The paper introduces a novel approach called IMRL (Integrated Multi-Dimensional Representation Learning) to enhance the robustness and generalizability of behavior cloning (BC) for food acquisition in robotic assistive feeding.
The key highlights are:
IMRL integrates visual, physical, temporal, and geometric representations to provide a richer understanding of foods beyond just surface-level visual information. This includes learning to classify food types and capture their physical properties (e.g., liquid, solid, granular, semi-solid, mixture), modeling the temporal dynamics of acquisition actions, and extracting geometric information like optimal scooping points and bowl fullness.

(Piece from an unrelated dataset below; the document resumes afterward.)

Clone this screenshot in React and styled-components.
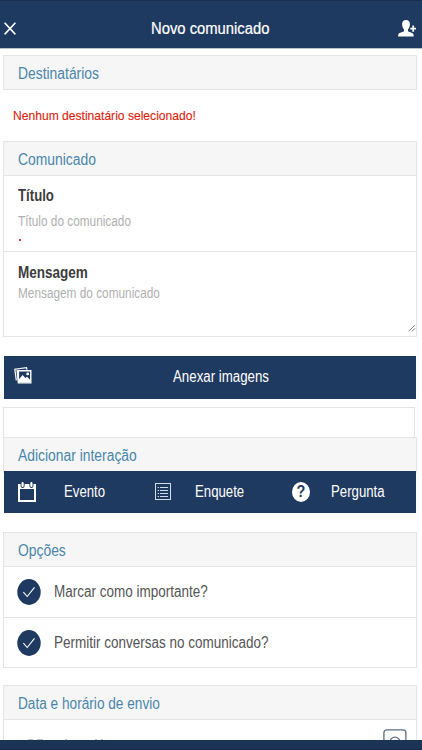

The enhanced representations enable IMRL to adaptively adjust scooping strategies based on the context, improving the robot's capability to handle diverse food acquisition scenarios, including unseen foods and bowl configurations.
Experiments on a real UR3 robot demonstrate that IMRL achieves up to a 35% improvement in success rate compared to the best-performing baseline. IMRL also shows strong zero-shot generalization abilities, maintaining high performance on unseen foods and bowl types.
Ablation studies confirm the effectiveness of each representation module (visual-physical, temporal, geometric) in enhancing the overall performance of the behavior cloning policy.
The paper addresses key limitations of existing methods that rely primarily on surface-level geometric information derived from visual cues, which lack adaptability and robustness, especially when handling foods with similar physical properties but different appearances.